Now let's see what occurs when we add a constraint that enforces the feature to only be method="increasing" or method="decreasing".

i = 0
plt.figure(figsize=(12, 6))
for method in ['increasing', 'decreasing']:
    for data_init in [50, 600, 1200, 2100]:
        i += 1
        X, y = generate_dataset(start=data_init)
        encoder = IntervalEncoder(n_chunks = 40, method=method, span=0.2)
        plt.subplot(240 + i)
        plt.title(f"method={method}")
        plt.scatter(X.reshape(-1), y);
        plt.plot(X.reshape(-1), encoder.fit_transform(X, y), color='orange', linewidth=2.0);

monotonic-3

If these features are now passed to a model that supports monotonicity constraints then we can build models with guarantees.

Outlier Removal¶

The OutlierRemover class is a transformer that removes outliers from your dataset during training time only based on some outlier detector estimator. This can be useful in scenarios where outliers in the training data can negatively impact the performance of your model. By removing these outliers during training, your model can learn from a "clean" dataset that may lead to better performance.

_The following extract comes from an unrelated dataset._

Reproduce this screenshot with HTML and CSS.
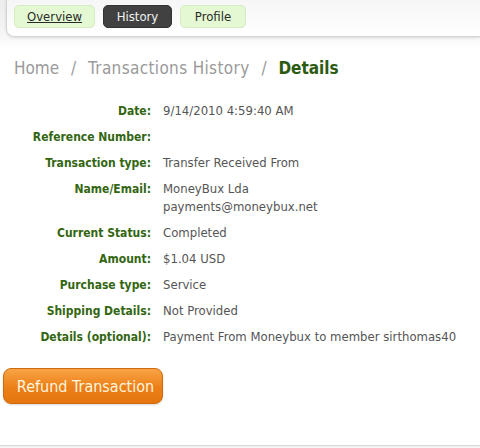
FILE: index.html
```html
<!DOCTYPE html>
<html lang="en">
  <head>
    <meta charset="UTF-8" />
    <title>Transaction Details</title>
    <link rel="stylesheet" href="styles.css">
  </head>
  <body>
    <div class="header">
      <div class="tabbar">
        <a class="tab tab-current" href="#">Overview</a>
        <a class="tab tab-dark" href="#">History</a>
        <a class="tab" href="#">Profile</a>
      </div>
    </div>

    <div class="breadcrumb">
      <span>Home</span> <span class="sep">/</span>
      <span class="wide">Transactions History</span> <span class="sep">/</span>
      <strong>Details</strong>
    </div>

    <div class="details">
      <div class="label">Date:</div>
      <div class="value">9/14/2010 4:59:40 AM</div>

      <div class="label">Reference Number:</div>
      <div class="value"></div>

      <div class="label">Transaction type:</div>
      <div class="value">Transfer Received From</div>

      <div class="label">Name/Email:</div>
      <div class="value">MoneyBux Lda<br />payments@moneybux.net</div>

      <div class="label">Current Status:</div>
      <div class="value">Completed</div>

      <div class="label">Amount:</div>
      <div class="value">$1.04 USD</div>

      <div class="label">Purchase type:</div>
      <div class="value">Service</div>

      <div class="label">Shipping Details:</div>
      <div class="value">Not Provided</div>

      <div class="label">Details (optional):</div>
      <div class="value">Payment From Moneybux to member sirthomas40</div>
    </div>

    <button class="refund-btn">Refund Transaction</button>

    <div class="footer"></div>
  </body>
</html>
```

FILE: styles.css
```css
body {
  margin: 0;
  font-family: "DejaVu Sans Condensed", "DejaVu Sans", sans-serif;
  color: #444;
  background-color: #fff;
}
.header {
  height: 50px;
  background: linear-gradient(#ececec, #f4f4f4 60%, #fff);
}
.tabbar {
  display: flex;
  gap: 8px;
  margin-left: 6px;
  height: 37px;
  padding: 5px 0 0 7px;
  box-sizing: border-box;
  background: linear-gradient(#f6f6f6, #fff);
  border: 1px solid #d4d4d4;
  border-top: none;
  border-right: none;
  border-bottom-left-radius: 8px;
  box-shadow: 0 1px 3px rgba(0, 0, 0, 0.12);
}
.tab {
  display: block;
  height: 23px;
  line-height: 22px;
  padding: 0 12px;
  box-sizing: border-box;
  border-radius: 5px;
  border: 1px solid #d3ecc0;
  background-color: #e4f9d3;
  color: #2a2a2a;
  font-size: 13px;
  text-decoration: none;
}
.tab-current {
  width: 81px;
  text-align: center;
  text-decoration: underline;
}
.tab-dark {
  width: 69px;
  text-align: center;
  background-color: #414141;
  border-color: #333;
  color: #f2f2f2;
}
.tab:last-child {
  width: 66px;
  text-align: center;
}
.breadcrumb {
  padding: 8px 0 0 14px;
  height: 45px;
  box-sizing: border-box;
  font-size: 17px;
  color: #9a9a9a;
}
.breadcrumb .sep {
  margin: 0 7px;
}
.breadcrumb .wide {
  letter-spacing: 0.35px;
}
.breadcrumb strong {
  color: #2b5a10;
}
.details {
  display: grid;
  grid-template-columns: 151px 1fr;
  column-gap: 12px;
  row-gap: 8px;
  margin-top: 7px;
  line-height: 18px;
}
.label {
  text-align: right;
  font-size: 12px;
  font-weight: bold;
  color: #336611;
}
.value {
  font-size: 13px;
  color: #555;
}
.refund-btn {
  display: block;
  margin: 22px 0 0 3px;
  padding: 0 0 0 5px;
  width: 160px;
  height: 36px;
  font-family: inherit;
  font-size: 16px;
  color: #fff6df;
  background: linear-gradient(#f8a445, #ec7f18 55%, #e5760f);
  border: 1px solid #d06a0c;
  border-radius: 8px;
  box-shadow: 0 1px 2px rgba(0, 0, 0, 0.15);
}
.footer {
  margin-top: 41px;
  height: 3px;
  border-top: 1px solid #d8d8d8;
  background: linear-gradient(#eee, #fff);
}
```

It's important to note that this transformer only removes outliers during training. This means that when you use your trained model to predict on new data, the new data will not have any outliers removed. This is useful because in a real-world scenario, new data may contain outliers and you would want your model to be able to handle these cases.

The OutlierRemover class is initialized with an outlier_detector estimator, and a boolean flag refit. The outlier detector should be a scikit-learn compatible estimator that implements .fit() and .predict() methods. The refit flag determines whether the underlying estimator is fitted during OutlierRemover.fit().